China-based expert to support pork exports

Environment secretary Owen Paterson is expected to announce the appointment of a full-time agricultural expert in Beijing early in the New Year to assist with growing UK food exports to China.

The news was revealed by Charles Baughan, md of the small Devon-based family sausage producer, Westaway Sausages, who accompanied Paterson on his recent trade mission to China.

During the trip Paterson informed Baughan that he had taken on board the pig industry’s concerns about the need to appoint a full-time official in China to aid UK exports to the huge potential Chinese market and was looking to fill the agricultural expert role “as a priority”.

Baughan had been invited to join the trade delegation after meeting Paterson and prime minister David Cameron at the North Devon Show.

Prevented from exporting

Baughan also said Westaway sausages – which he claimed was the first UK company to secure pig meat exports to Japan – expected to begin its first direct exports of sausages to China in the next two to three months.
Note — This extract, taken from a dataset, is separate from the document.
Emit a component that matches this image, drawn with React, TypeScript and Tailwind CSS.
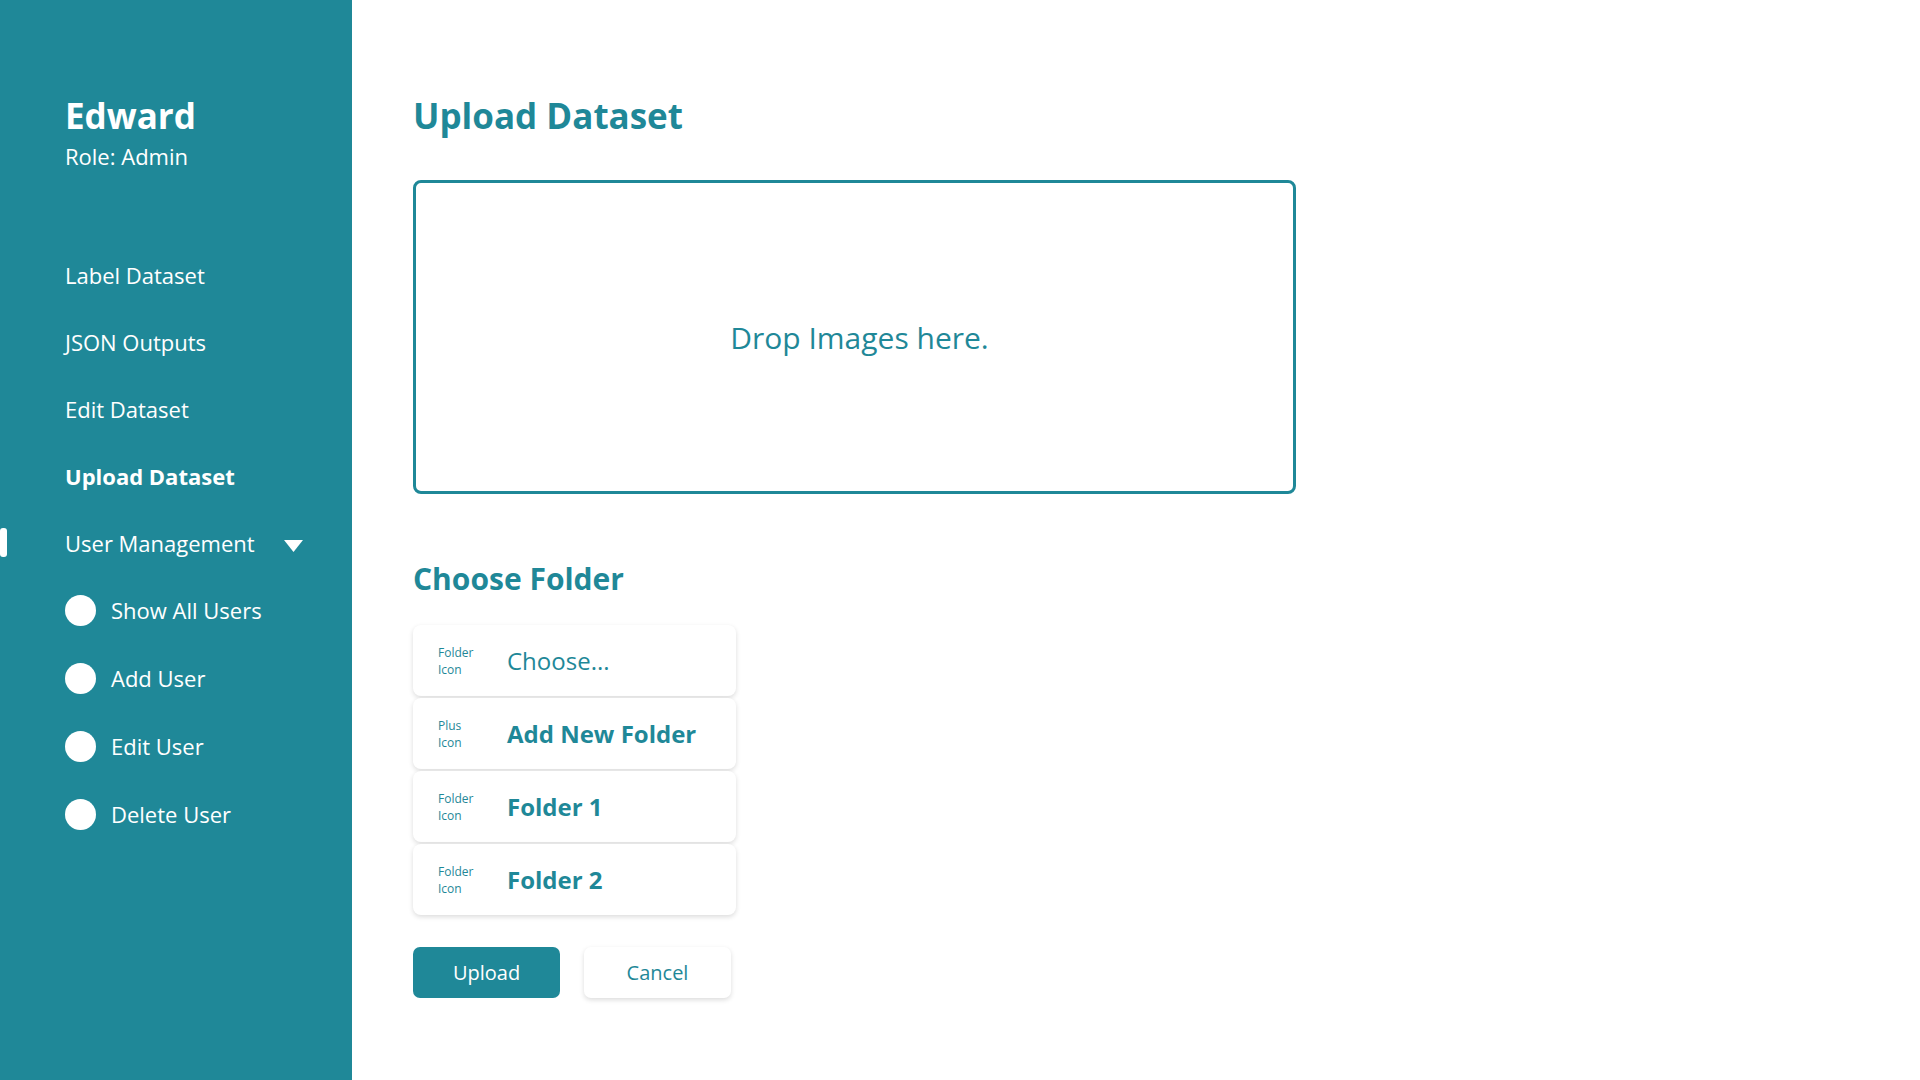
import React from 'react';

const navItems = ['Label Dataset', 'JSON Outputs', 'Edit Dataset'];
const subItems = ['Show All Users', 'Add User', 'Edit User', 'Delete User'];

const folders = [
    { icon: ['Folder', 'Icon'], label: 'Choose...', bold: false },
    { icon: ['Plus', 'Icon'], label: 'Add New Folder', bold: true },
    { icon: ['Folder', 'Icon'], label: 'Folder 1', bold: true },
    { icon: ['Folder', 'Icon'], label: 'Folder 2', bold: true },
];

function Sidebar() {
    return (
        <aside className="w-[352px] shrink-0 min-h-screen bg-[#1f8898] text-white pl-[65px] pt-[95px]">
            {/* Usuário */}
            <div className="text-[35px] leading-[42px] font-bold">Edward</div>
            <div className="mt-[4px] text-[22px] leading-[30px]">Role: Admin</div>

            {/* Navegação */}
            <nav className="mt-[89px] flex flex-col gap-[37px] text-[22px]">
                {navItems.map((item) => (
                    <div key={item} className="h-[30px] leading-[30px]">{item}</div>
                ))}
                <div className="h-[30px] leading-[30px] font-bold">Upload Dataset</div>
                <div className="relative h-[30px] leading-[30px] flex items-center">
                    <span className="absolute left-[-65px] top-0 w-[7px] h-[29px] rounded-[3px] bg-white" />
                    <span>User Management</span>
                    <svg className="ml-[29px] mt-[6px]" width="19" height="12" viewBox="0 0 19 12">
                        <polygon points="0,0 19,0 9.5,12" fill="white" />
                    </svg>
                </div>
                {subItems.map((item) => (
                    <div key={item} className="h-[31px] flex items-center gap-[15px]">
                        <span className="w-[31px] h-[31px] rounded-full bg-white shrink-0" />
                        <span className="leading-[30px] -mt-[2px]">{item}</span>
                    </div>
                ))}
            </nav>
        </aside>
    );
}

function FolderCard({ icon, label, bold }: { icon: string[]; label: string; bold: boolean }) {
    return (
        <div className="h-[71px] w-[323px] bg-white rounded-[8px] shadow-[0_2px_5px_rgba(0,0,0,0.14)] flex items-center pl-[25px]">
            <div className="w-[69px] text-[12px] leading-[17px] text-[#1f8898]">
                <div>{icon[0]}</div>
                <div>{icon[1]}</div>
            </div>
            <span className={`text-[24px] leading-[32px] text-[#1f8898] ${bold ? 'font-bold' : ''}`}>{label}</span>
        </div>
    );
}

export default function App() {
    return (
        <div className="flex min-h-screen bg-white" style={{ fontFamily: '"Open Sans", "Liberation Sans", sans-serif' }}>
            <Sidebar />

            <main className="flex-1 pl-[61px] pt-[95px]">
                <h1 className="text-[35px] leading-[42px] font-bold text-[#1f8898]">Upload Dataset</h1>

                {/* Drop zone */}
                <div className="mt-[43px] w-[883px] h-[314px] border-[3px] border-[#1f8898] rounded-[8px] flex items-center justify-center">
                    <span className="text-[30px] leading-[40px] text-[#1f8898] ml-[10px] mt-[2px]">Drop Images here.</span>
                </div>

                <h2 className="mt-[65px] text-[30px] leading-[40px] font-bold text-[#1f8898]">Choose Folder</h2>

                <div className="mt-[26px] flex flex-col gap-[2px]">
                    {folders.map((f, i) => (
                        <FolderCard key={i} icon={f.icon} label={f.label} bold={f.bold} />
                    ))}
                </div>

                {/* Ações */}
                <div className="mt-[32px] flex gap-[24px]">
                    <button className="w-[147px] h-[51px] rounded-[7px] bg-[#1f8898] text-white text-[20px]">Upload</button>
                    <button className="w-[147px] h-[51px] rounded-[7px] bg-white text-[#1f8898] text-[20px] shadow-[0_2px_5px_rgba(0,0,0,0.14)]">Cancel</button>
                </div>
            </main>
        </div>
    );
}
Westaway has supplied products to retail outlets in China in the past via a distributor in Hong Kong, but had been prevented from exporting directly because of the need to have veterinary licences for processed pork products, which are approved by the Chinese authorities.

Westaway is a small family business based in Newton Abbot, which has reportedly been making sausages for over 100 years. It is believed to have a turnover of around £3.5M. In 2011 it invested £500,000 in expanding the business by installing a new production line and refrigeration equipment.

‘Crucial’

Baughan said the appointment of an expert in Beijing was crucial in helping many other small UK food firms to develop export markets in China, before other EU countries beat the UK to this lucrative potential market.

BPEX, the levy-paying body representing pig producers, has been urging the government to appoint a full-time agricultural expert in Beijing for some time. Speaking to an industry audience in London in November, BPEX chairman Stewart Houston expressed his frustration at the government's delay in making an appointment, given that BPEX's parent organisation, the Agriculture and Horticulture Development Board, had offered to co-fund the Beijing specialist.